The number of lone parents who are widowed fell by 42 per cent from 135,000 in 1981 to 78,000.

In recent months, single parents have been targeted by right-wing ministers, who have blamed them for a decline in family values and accused them of getting pregnant in order to get benefits and a council house. More than half of all one- parent families live in local authority properties, but more than one- third are owner-occupiers. Ninety per cent of mothers aged 16 and 17 live with their parents.

Michael Howard set the agenda at the Tory party conference in October with a speech to a fringe meeting in which he said one cause of the rise in crime was 'the decline in the traditional two-parent family'. It emerged last week, from the leaked Cabinet Office paper, that he made the link despite advice from senior civil servants which concluded quite the opposite.

After reviewing academic research, the officials wrote in a consultation document for ministers, including Mr Howard, two weeks before the party conference: 'It does not appear, therefore, that the fact of lone parenthood is in itself associated with crime; it is the quality of care within the family which counts, not whether it is given by one parent or two.'

Challenged, following the leak, to justify his claim that lone parenthood was a cause of crime, Mr Howard said he had relied on three independent sources as the basis for his comments. But an analysis of these suggests his evidence is flimsy.

The first source he quoted was Elizabeth Crellin, a researcher employed by the National Children's Bureau, who studied 17,000 children born in March 1958. She examined how the 600 illegitimate babies fared compared with children born in wedlock, up to age seven.

In general, she found the illegitimate babies weighed less at birth, more died before they were seven, and 45 per cent of them were rated at the bottom grade for reading. However, the study did not look at the connections between illegitimacy and crime.

Mr Howard said another study, by Professor Israel Kolvin of Newcastle University, of 246 babies born in Newcastle in 1947, showed that more than half the children rated as 'severely deprived of proper parental care' had criminal records by the age of 33. However, the study also found that 12 per cent of the men from non-deprived homes also had a criminal record. This study is, by normal research standards, based on a small sample.

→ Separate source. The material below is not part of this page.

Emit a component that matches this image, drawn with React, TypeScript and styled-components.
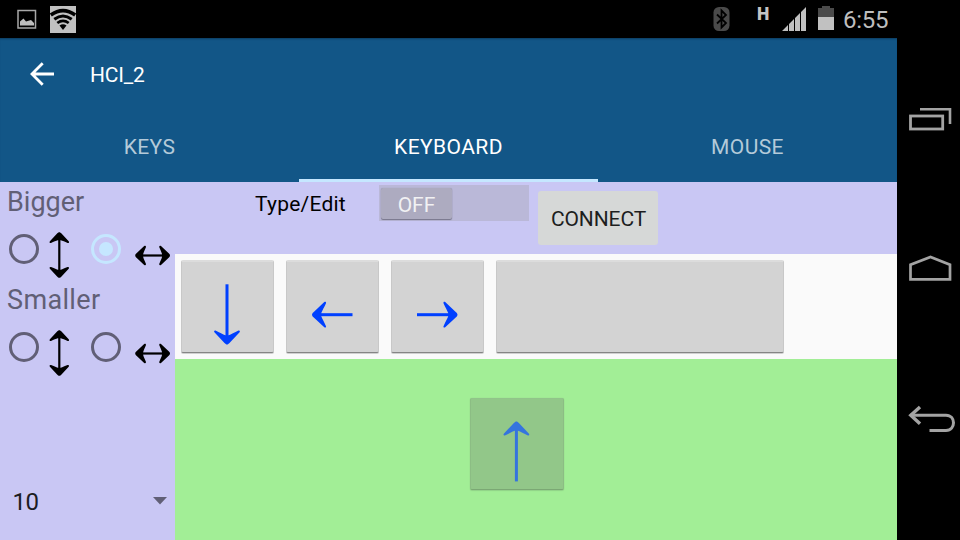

The third source was a pamphlet published by the right-wing Institute of Economic Affairs and written by Norman Dennis, a reader in social studies, and George Erdos, who teaches psychology, both at Newcastle University, whom Mr Howard described as 'socialist academics'. In Families Without Fatherhood, they argued that 'physical weight, height, educational achievements, criminality, life and death itself, are on average connected with the presence or absence of a committed father'.

However, the authors did not conduct a survey of their own but quote only the Crellin and Kolvin studies.

Mr Dennis told the Independent this week: 'The central thesis of the book is an idea I had; it is speculation, and I have no evidence to support it. My idea is that it is not so much being brought up in a lone parent family that leads to crime; it's a question of the father's absence. My main thesis is that the liberation of young men from the responsibilities of the family is the more plausible source of the growth of crime and incivility in the last 30 years. I'm not scapegoating lone parents.'

Most researchers argue the causes of crime are complex and inter-related, but include poverty, unemployment, poor housing and bad parenting.